**EXERCISE INSTRUCTIONS:** Retype, word for word, the lines from the first line of the entries through the line that holds "const widest = 'w-[30px] h-6';"; leave out the pictures.

**PROVIDED MATERIAL:**

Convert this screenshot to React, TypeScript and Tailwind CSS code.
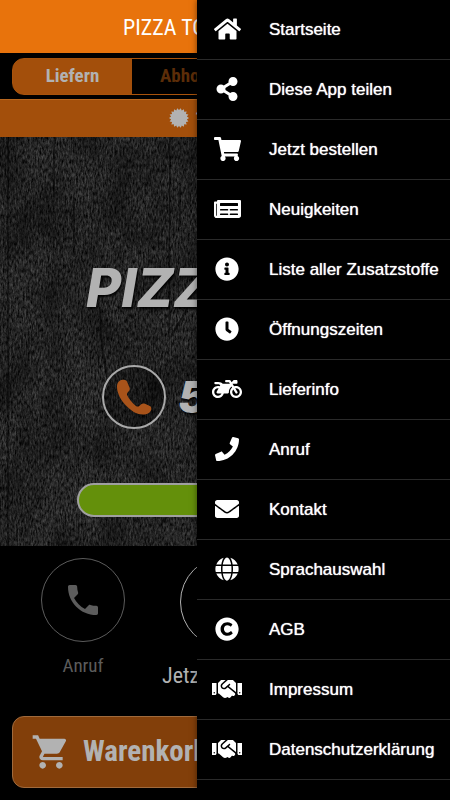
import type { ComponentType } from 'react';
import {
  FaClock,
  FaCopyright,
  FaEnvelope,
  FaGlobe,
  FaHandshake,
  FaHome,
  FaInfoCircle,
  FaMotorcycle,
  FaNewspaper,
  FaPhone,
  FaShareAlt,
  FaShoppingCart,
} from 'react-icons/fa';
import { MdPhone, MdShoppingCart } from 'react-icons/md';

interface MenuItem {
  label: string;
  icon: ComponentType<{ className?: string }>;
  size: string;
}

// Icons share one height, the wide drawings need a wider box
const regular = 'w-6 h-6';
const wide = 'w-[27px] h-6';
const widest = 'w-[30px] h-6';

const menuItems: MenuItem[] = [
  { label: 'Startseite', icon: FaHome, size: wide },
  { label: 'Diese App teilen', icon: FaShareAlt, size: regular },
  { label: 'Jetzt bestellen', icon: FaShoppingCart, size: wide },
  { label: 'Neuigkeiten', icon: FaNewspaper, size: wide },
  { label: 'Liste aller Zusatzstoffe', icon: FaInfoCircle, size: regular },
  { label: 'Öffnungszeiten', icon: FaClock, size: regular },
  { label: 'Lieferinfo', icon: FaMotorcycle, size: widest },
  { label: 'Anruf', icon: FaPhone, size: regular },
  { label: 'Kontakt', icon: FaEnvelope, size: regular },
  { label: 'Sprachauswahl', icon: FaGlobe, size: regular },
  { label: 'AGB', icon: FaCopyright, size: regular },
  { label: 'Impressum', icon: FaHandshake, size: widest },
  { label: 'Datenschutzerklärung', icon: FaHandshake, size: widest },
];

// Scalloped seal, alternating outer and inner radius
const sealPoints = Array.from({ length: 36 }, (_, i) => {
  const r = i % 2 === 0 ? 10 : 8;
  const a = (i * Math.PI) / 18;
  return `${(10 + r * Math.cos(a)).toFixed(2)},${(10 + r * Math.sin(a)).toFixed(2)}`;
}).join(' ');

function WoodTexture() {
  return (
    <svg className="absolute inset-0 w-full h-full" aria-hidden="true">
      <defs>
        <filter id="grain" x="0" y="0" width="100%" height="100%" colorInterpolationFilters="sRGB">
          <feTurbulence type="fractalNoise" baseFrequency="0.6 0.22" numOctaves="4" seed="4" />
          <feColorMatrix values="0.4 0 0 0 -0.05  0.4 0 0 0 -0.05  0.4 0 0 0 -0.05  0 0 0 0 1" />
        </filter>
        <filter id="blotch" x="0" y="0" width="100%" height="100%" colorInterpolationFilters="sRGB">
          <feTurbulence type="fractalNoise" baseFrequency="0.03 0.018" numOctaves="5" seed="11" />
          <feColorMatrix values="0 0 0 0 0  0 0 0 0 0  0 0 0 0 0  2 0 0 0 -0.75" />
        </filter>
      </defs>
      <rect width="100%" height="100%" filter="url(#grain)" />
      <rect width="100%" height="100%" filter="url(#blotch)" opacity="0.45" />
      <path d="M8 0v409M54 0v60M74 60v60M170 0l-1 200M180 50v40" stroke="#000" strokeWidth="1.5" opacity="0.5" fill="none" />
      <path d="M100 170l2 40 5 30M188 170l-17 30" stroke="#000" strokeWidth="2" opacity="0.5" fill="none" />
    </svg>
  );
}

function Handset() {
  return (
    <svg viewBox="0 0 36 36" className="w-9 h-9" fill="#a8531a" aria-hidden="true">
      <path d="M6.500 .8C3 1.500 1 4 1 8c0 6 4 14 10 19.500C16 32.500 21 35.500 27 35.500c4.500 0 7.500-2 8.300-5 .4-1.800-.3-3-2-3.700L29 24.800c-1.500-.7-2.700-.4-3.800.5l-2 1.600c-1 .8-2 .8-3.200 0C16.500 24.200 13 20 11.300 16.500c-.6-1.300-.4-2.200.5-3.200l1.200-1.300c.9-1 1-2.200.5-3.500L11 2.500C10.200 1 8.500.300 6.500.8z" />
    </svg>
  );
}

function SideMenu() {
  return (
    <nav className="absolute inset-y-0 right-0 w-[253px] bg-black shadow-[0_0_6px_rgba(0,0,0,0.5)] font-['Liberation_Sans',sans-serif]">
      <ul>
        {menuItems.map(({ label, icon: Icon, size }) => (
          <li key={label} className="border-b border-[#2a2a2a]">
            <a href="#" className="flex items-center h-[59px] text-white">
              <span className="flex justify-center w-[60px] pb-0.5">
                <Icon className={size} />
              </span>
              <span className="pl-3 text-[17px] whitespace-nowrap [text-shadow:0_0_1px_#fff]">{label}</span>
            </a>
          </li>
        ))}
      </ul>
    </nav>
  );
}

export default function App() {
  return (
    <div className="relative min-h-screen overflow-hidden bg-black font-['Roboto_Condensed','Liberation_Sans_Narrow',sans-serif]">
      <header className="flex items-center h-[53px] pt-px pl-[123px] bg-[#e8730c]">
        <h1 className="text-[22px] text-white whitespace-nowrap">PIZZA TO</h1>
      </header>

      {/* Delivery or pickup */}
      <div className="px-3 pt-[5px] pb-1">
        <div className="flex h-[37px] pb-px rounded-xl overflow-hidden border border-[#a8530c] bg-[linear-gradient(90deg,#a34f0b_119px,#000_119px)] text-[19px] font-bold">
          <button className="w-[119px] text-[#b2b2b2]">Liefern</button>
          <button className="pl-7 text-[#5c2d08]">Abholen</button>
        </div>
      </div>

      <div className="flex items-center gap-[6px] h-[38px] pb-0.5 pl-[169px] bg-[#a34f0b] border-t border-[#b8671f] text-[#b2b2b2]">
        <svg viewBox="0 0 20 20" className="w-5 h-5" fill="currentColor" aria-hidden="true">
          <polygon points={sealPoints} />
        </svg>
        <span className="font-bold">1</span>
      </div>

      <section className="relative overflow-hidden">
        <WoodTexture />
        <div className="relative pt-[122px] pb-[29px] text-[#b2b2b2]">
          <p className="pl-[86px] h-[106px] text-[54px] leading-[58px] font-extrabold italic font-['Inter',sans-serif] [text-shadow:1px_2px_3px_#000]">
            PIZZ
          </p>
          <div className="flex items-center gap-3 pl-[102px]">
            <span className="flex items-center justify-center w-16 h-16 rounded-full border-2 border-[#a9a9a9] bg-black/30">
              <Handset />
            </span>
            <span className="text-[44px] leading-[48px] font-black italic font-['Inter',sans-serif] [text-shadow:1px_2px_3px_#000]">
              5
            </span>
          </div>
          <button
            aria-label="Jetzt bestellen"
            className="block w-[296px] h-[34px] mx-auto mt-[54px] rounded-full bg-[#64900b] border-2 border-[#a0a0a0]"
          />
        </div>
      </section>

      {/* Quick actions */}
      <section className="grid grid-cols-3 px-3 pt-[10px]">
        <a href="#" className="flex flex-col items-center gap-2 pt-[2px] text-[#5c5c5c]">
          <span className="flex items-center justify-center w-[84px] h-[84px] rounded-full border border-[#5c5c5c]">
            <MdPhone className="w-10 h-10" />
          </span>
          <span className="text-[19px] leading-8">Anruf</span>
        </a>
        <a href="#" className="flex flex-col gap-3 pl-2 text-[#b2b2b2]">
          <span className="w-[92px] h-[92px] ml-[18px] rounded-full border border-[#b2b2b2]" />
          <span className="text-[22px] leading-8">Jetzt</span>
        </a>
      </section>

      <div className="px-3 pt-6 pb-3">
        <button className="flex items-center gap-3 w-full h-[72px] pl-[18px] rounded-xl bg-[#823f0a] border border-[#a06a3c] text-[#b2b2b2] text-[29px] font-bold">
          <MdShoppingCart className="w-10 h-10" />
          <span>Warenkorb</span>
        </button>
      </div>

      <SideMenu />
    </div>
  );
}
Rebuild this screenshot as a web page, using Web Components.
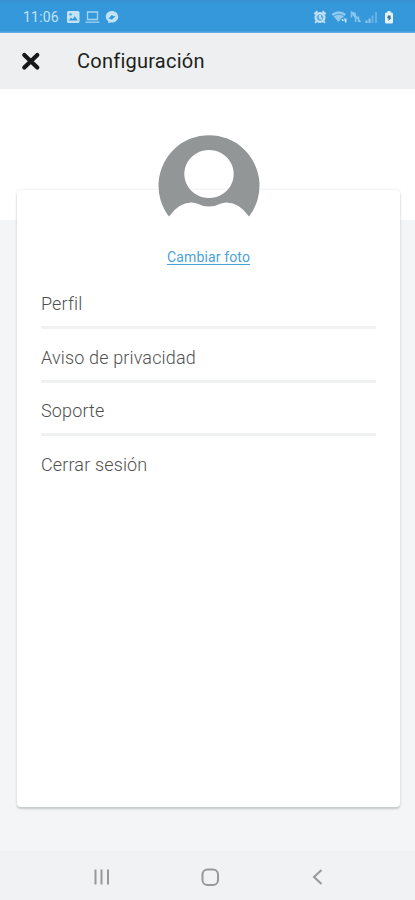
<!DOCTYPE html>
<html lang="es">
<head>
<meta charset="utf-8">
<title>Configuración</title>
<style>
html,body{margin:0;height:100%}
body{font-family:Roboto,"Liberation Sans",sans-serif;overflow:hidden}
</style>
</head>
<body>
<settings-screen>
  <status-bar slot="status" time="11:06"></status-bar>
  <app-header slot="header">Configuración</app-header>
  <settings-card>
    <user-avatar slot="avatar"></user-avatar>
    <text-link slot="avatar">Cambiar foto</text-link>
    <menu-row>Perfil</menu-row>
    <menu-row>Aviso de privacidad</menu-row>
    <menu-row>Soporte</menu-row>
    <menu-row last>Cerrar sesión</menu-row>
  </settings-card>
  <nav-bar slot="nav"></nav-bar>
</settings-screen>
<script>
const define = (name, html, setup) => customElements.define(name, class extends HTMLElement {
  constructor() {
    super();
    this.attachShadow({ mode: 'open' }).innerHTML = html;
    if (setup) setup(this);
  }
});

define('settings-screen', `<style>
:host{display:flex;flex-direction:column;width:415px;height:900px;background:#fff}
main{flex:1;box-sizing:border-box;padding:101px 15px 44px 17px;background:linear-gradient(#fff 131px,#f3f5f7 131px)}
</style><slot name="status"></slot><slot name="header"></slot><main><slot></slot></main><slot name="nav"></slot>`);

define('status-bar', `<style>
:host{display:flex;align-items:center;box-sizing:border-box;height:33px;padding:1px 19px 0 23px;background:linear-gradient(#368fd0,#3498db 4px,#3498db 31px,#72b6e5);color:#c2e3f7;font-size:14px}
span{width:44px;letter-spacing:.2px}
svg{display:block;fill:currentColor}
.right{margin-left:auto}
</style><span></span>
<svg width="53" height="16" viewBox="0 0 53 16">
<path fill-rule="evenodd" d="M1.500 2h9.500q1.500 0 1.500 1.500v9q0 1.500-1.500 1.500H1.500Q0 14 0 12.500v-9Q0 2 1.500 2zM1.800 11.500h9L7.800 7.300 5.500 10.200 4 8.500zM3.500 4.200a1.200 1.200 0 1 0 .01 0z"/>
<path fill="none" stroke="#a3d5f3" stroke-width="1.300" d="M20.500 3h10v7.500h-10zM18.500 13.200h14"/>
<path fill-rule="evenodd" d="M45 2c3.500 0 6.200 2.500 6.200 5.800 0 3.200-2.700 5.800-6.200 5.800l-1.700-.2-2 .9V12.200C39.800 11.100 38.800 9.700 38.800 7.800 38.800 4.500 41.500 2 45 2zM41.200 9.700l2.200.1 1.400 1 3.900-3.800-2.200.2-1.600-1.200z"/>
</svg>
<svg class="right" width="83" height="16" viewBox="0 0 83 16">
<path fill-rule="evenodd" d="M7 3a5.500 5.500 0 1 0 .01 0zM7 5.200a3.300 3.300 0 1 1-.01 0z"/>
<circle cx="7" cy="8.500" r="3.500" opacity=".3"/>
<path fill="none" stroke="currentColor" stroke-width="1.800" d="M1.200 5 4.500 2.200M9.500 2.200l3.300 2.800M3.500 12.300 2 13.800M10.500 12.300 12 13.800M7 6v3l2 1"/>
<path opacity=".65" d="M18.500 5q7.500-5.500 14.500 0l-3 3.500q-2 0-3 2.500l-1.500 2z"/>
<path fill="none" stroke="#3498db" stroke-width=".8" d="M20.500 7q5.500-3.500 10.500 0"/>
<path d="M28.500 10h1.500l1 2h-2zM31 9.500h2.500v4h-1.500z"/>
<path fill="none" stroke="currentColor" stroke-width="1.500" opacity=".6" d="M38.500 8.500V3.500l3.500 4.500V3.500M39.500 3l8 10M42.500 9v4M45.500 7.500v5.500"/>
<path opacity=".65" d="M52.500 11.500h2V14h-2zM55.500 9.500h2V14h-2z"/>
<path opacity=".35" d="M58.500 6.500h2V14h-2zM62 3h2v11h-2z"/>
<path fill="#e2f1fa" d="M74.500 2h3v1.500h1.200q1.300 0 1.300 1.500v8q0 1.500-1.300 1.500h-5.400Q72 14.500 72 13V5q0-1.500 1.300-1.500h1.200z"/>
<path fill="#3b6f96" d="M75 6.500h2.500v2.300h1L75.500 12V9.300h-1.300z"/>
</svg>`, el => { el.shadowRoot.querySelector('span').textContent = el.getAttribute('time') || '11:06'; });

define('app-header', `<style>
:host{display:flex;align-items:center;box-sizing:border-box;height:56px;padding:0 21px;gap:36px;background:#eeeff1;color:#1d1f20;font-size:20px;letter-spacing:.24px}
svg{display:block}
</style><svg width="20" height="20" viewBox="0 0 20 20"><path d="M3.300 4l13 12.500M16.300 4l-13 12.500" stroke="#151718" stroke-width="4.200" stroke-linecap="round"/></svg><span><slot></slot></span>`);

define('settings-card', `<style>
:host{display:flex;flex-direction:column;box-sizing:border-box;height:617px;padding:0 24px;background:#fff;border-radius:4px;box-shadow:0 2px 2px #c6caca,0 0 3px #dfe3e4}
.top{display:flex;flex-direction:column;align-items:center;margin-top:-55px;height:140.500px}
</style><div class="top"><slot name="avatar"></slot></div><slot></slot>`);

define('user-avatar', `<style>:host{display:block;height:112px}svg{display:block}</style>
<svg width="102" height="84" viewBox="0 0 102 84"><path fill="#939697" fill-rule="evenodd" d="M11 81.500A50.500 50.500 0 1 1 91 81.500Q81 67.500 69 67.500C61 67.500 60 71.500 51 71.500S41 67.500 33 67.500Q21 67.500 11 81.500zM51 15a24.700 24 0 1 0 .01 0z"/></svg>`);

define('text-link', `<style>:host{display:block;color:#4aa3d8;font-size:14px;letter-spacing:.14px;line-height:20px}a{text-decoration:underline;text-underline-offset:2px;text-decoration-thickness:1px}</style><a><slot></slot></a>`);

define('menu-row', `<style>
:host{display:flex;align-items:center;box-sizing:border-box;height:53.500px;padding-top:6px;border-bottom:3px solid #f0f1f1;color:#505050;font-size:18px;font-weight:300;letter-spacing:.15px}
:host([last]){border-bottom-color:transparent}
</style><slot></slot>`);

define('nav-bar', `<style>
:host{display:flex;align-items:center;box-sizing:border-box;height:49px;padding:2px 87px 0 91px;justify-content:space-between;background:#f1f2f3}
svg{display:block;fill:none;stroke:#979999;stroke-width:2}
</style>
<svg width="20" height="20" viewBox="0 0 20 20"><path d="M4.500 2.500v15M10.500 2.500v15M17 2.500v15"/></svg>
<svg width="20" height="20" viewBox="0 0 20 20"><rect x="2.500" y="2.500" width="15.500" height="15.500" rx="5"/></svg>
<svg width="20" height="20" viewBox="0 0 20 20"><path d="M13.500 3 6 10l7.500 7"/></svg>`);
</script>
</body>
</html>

**ANSWER FOR THIS EXERCISE:**
Convert this screenshot to React, TypeScript and Tailwind CSS code.
import type { ComponentType } from 'react';
import {
  FaClock,
  FaCopyright,
  FaEnvelope,
  FaGlobe,
  FaHandshake,
  FaHome,
  FaInfoCircle,
  FaMotorcycle,
  FaNewspaper,
  FaPhone,
  FaShareAlt,
  FaShoppingCart,
} from 'react-icons/fa';
import { MdPhone, MdShoppingCart } from 'react-icons/md';

interface MenuItem {
  label: string;
  icon: ComponentType<{ className?: string }>;
  size: string;
}

// Icons share one height, the wide drawings need a wider box
const regular = 'w-6 h-6';
const wide = 'w-[27px] h-6';
const widest = 'w-[30px] h-6';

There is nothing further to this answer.